Do Deferreds hold on to references?

I’m converting some code from JDK8 futures to coroutines.

We have an in-memory cache (Caffeine) whose values are CompletableFutures. We keep those futures in the cache for a while after the future is completed. Our understanding is that CompletableFuture has only two references in it (result and stack), and it ensures that after a future is done, the stack is nulled out, so there’s no memory implication to hanging on to the future indefinitely.

I’m considering changing this cache to contain a Deferred. Does Deferred work the same way? It seems like the main Deferred implementation is DeferredCoroutine, which is a AbstractCoroutine, which has plenty of val references in it.

Will keeping a Deferred around for a while keep lots of objects alive?

If this is a problem, can I fix it just by continuing to store CompletableFutures in the map created by Deferred.asCompletableFuture()?

Trying to answer for myself, I ran this code and set a breakpoint on the println:

fun main() {
    val f1 = CompletableFuture.supplyAsync<Int> { 5 }
    f1.get()

    var d1: Deferred<Int>? = null
    var f2: CompletableFuture<Int>? = null
    runBlocking {
        d1 = async {
            delay(1)
            6
        }
        d1!!.await()

        val d2 = async {
            delay(1)
            7
        }
        f2 = d2.asCompletableFuture()
        d2.await()
    }

    println("hi ${f1.get()} ${d1!!.getCompleted()} ${f2!!.get()}")
}

So it seems pretty clear that CompletableFutures, including those made from Deferred.asCompletableFuture, end up being just thin wrappers around their results, whereas Deferreds hold on to quite a bit of context. I don’t yet understand the context well enough to understand if this will ever block things I care about from being GCed, but it certainly feels safer to cache CompletedFutures instead.

I am not sure what vals a you are talking about and why does it matter. But you should remember that in kotlin not all vals are an actual object, many of them are synthetic properties that do not use memory. You should perform a memory profiling to understand what actually uses memory. Still, storing completed coroutines in a cache is probably not the best idea because coroutines are not meant to be used outside its scope. You can still use CompletableFuture and mix them with coroutines, but the best way is probably to create a separate cache for result and use a completion handler to add new results into it.

With the current implementation, if two callers try to receive the same missing value from the cache at the same time, the first one will insert a future into the cache and perform the work to complete the future, and the second caller will piggy-back onto the first caller’s work rather than starting a second parallel lookup of the same data. This seems to work pretty well with CompletableFutures.

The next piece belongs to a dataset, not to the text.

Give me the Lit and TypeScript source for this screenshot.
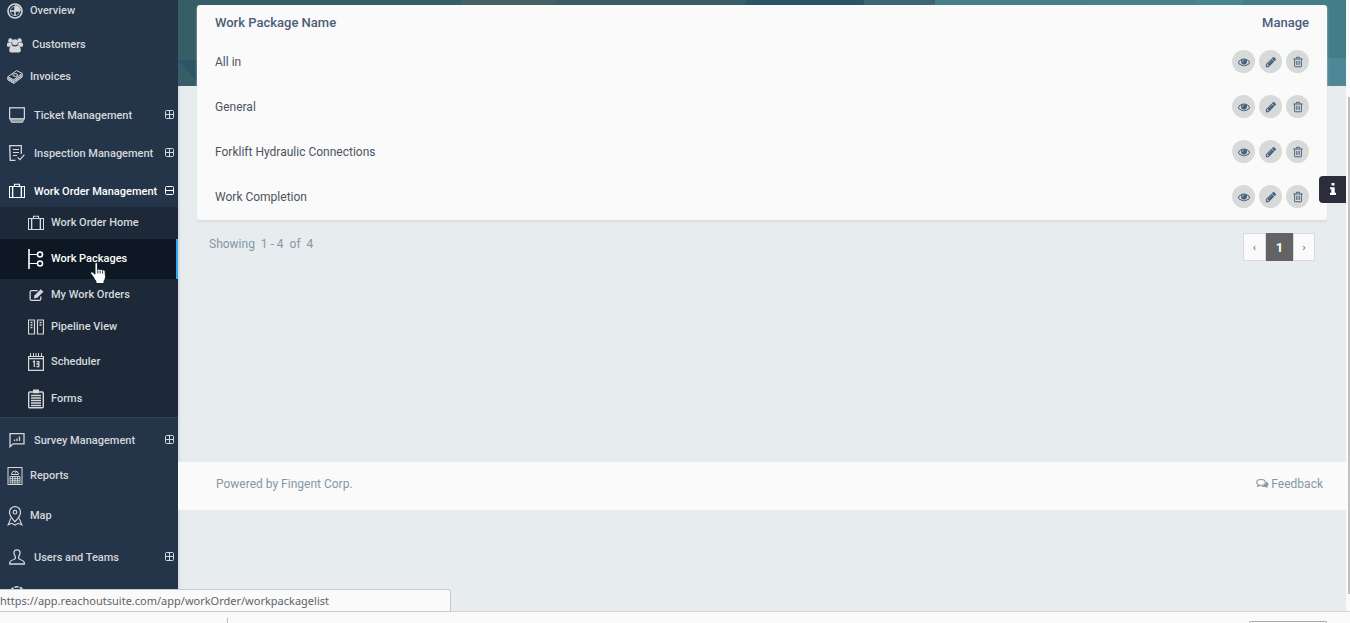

It totally makes sense that storing coroutines in a cache is a bad idea; the surprising bit to me is that the Kotlin coroutine equivalent of a CompletableFuture is itself a full coroutine.

And to be specific about interpreting my screenshot: both CompletableFutures (the one I completed directly and the one I created from a Deferred) only have two reference fields; one points to the result and the other one (by the end of the function) is null. On the other hand, the Deferred has a whole bunch of fields pointing to various context objects, which as you say is because it’s a whole coroutine itself.

You seem to have typical case of data races. As you already have a suspended access, you can implement it via Mutex:

val computationCache = HashMap<String, Deferred<T>>()
val resultCache = HashMap<String,T>()

val mutex = Mutex()

suspend fun put(key: String, computation: Deferred<T>){
  computation.invokeOnCompletion{
    mutex.withLock{
      resultCache[key] = computation.getCompleted()
      computationCache.remove(key)
    }
  }
  computation
}

suspend fun get(key: String): T{
    resultCache[key] ?: computationCache[key].await()
}

I am not sure all the method names are correct and there is a proper synchronization for external access (it depends on the problem).

I’m not sure why that’s simpler than just using a data type like CompletableFuture that does what I want. What’s the data race in my code? (Note that I’m not just using a HashMap; I’m using a Caffeine cache that has various tunable cache invalidation policies etc.)

I did not say anything against CompletableFuture. You asked, how to do it with coroutines. Also, I am not sure that CompletableFuture would be much more memory effective. You can’t say without memory profiler.